Is there an area in your yard that lacks interest? Is there an area in your yard that just won’t grow healthy grass? Is your parkway uninspiring?
This spring, instead of spending another year dissatisfied with it, consider filling this space with grass alternatives. By using lesser known groundcovers and ornamental grasses, these spaces can be transformed into dynamic gardens that add interest to your space, offering varying textures and colors during the growing season.
Aside from aesthetic benefits, these converted spaces have environmental value. Lawns require many inputs like water, fertilizers, gasoline (for mowers) and of course, time. By transforming an area of your property, you will reduce your carbon footprint. These alternatives to grass use less water and reduce runoff, all while increasing groundwater infiltration rates. The variety of plants will attract different birds, bees, and butterflies, while garnering the attention and admiration of your friends and neighbors.
Aside from Pachysandra, Vinca minor, English Ivy and Purpleleaf Wintercreeper, which are the standard groundcovers in our industry, here are additional selections than can be incorporated into your new planting area:
Barren Strawberry Waldsteinia ternata has semi-evergreen, glossy leaves that look like leaves of strawberry plants, with yellow buttercup flowers that appear in spring. Leaves turn purple in fall. Needs good draining soil but can tolerate drought. 6-8”h. Sun-shade.
Liriope Liriope spicata is a fast-spreading groundcover, with narrow, grass-like leaves and lilac flowers in summer, turning into black fruit in fall. 12”h. A new variety, NoMo (L. Nonomonncjr) only grows 3-6”h and is ideal as a lawn alternative, as it feels like grass underfoot and is durable under foot traffic. For a different look, try the cultivar ‘Silver Dragon’ 6-10”h, with blue-green leaves and white margins. All prefer dry/well-drained soil.
Dragon’s Blood Sedum Sedum spurium is a succulent with small green leaves that have dark red margins; tiny, bold red star-shaped flowers appear in summer. Foliage turns red in fall. Dry soil. 2”h. Sun.
Kamtschataka Sedum Sedum kamtschaticum var. Ellacombianum – A vigorous grower which has mounds of bright green leaves that bear yellow flowers in summer, turning into red-orange seedheads in fall. Cascades over walls. Dry soil. 4-8”h. Sun.

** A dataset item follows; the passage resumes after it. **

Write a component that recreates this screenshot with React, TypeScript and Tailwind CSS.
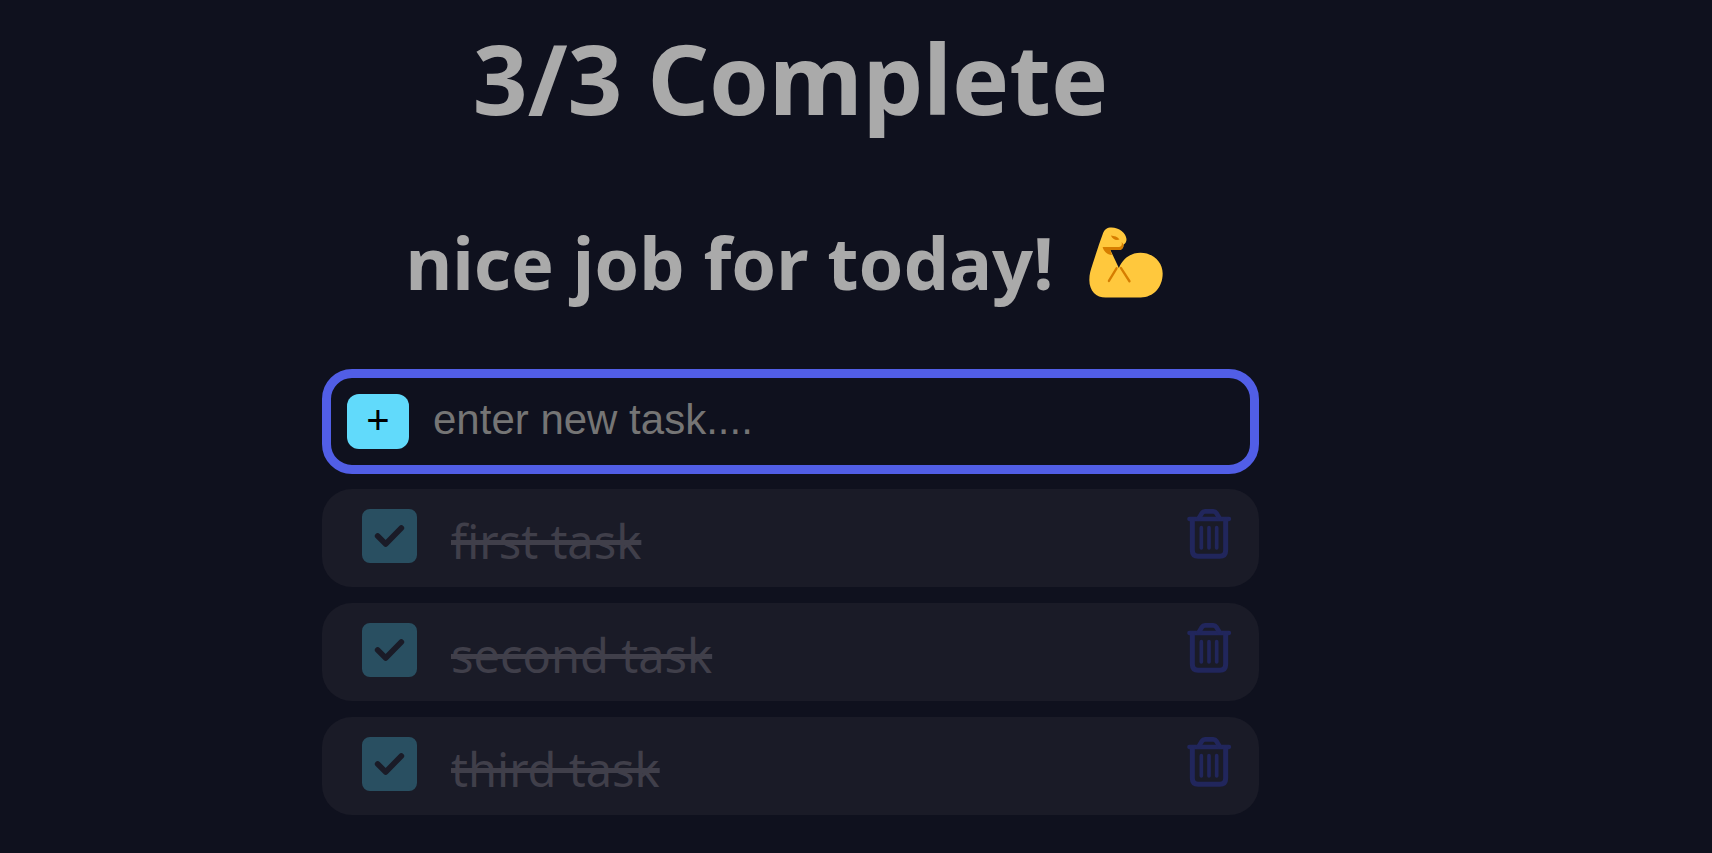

Goldmoss Sedum Sedum acre is a dainty groundcover which we recommend in place of Creeping Thyme, due to its hardiness to our zone. Small, lime green flowers appear in June. Dry soil. 1-3”. Sun.
Pennsylvania Sedge Carex pensylvanica has a grassy look with its fine leaves, a good selection if you want a grassy appearance in a shady location. Prefers moist areas. 6-8”h. Shade.

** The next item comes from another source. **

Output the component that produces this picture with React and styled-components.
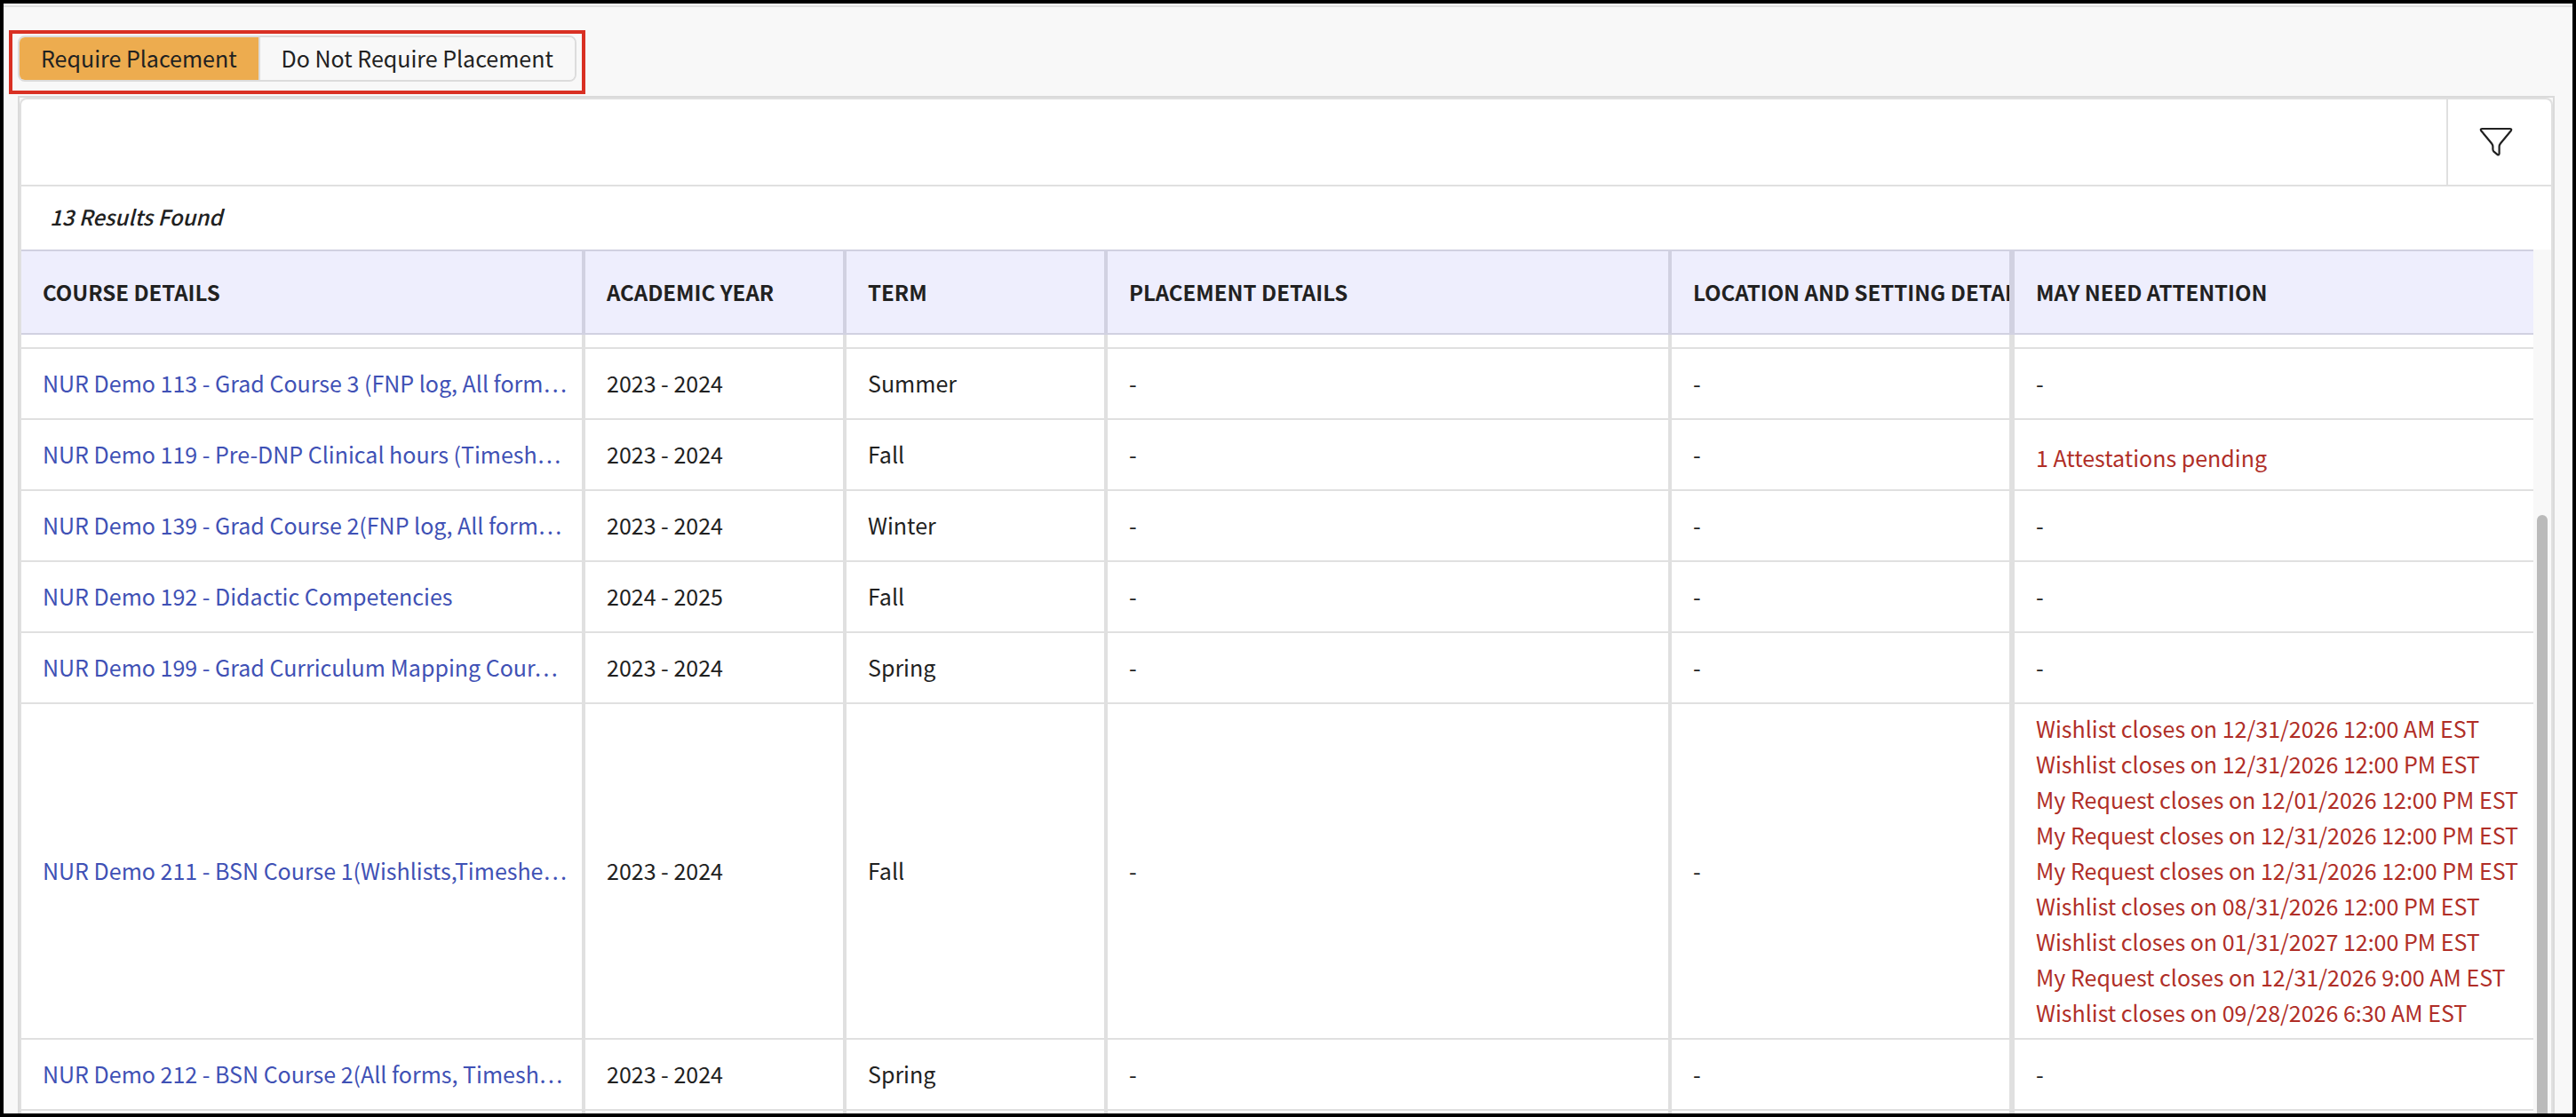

Palm Sedge Carex muskingumensis is a vigorous grower with palm-like leaves that stand about 2 feet tall. Prefers moist areas. Sun-shade. 18-24”h.
Blue Sedge Carex flacca is a native sedge and a reliable, matting groundcover, with finely textured, blue-green leaves. It’s a cool season sedge which retains its good looks in fall. Moist/well-drained soil. 8-12”h. Sun-part shade.
Wild Ginger Asarum canadense is a native groundcover with attractive, heart-shaped soft green foliage. Unusual reddish brown flowers appear under foliage in spring. Will grow under Walnut trees. Moist soil. Spreads by rhizomes. 6-8”h. Shade.
If the area is high traffic, turn it into a pathway with stepstones, which can be interplanted with groundcover.
If you would rather not plant anything in it, here are some attractive, non-living alternatives:
Artificial Turf has improved in appearance and performance over the years and is a great solution for those who have children and pets, yet can’t grow grass in their yard. It requires a base approximately 8 inches deep, similar to traditional pavers, available in many heights, styles and looks.
Decorative Gravel is available in many types, colors, sizes and shapes to complement your garden surroundings. Be sure to excavate the soil to fill an appropriate depth (usually about two inches) and lay down landscape fabric to prevent weeds.
Mulch is another natural groundcover, in the form of shredded arborist chips or finely shredded hardwood bark. It will require replenishing every year or two.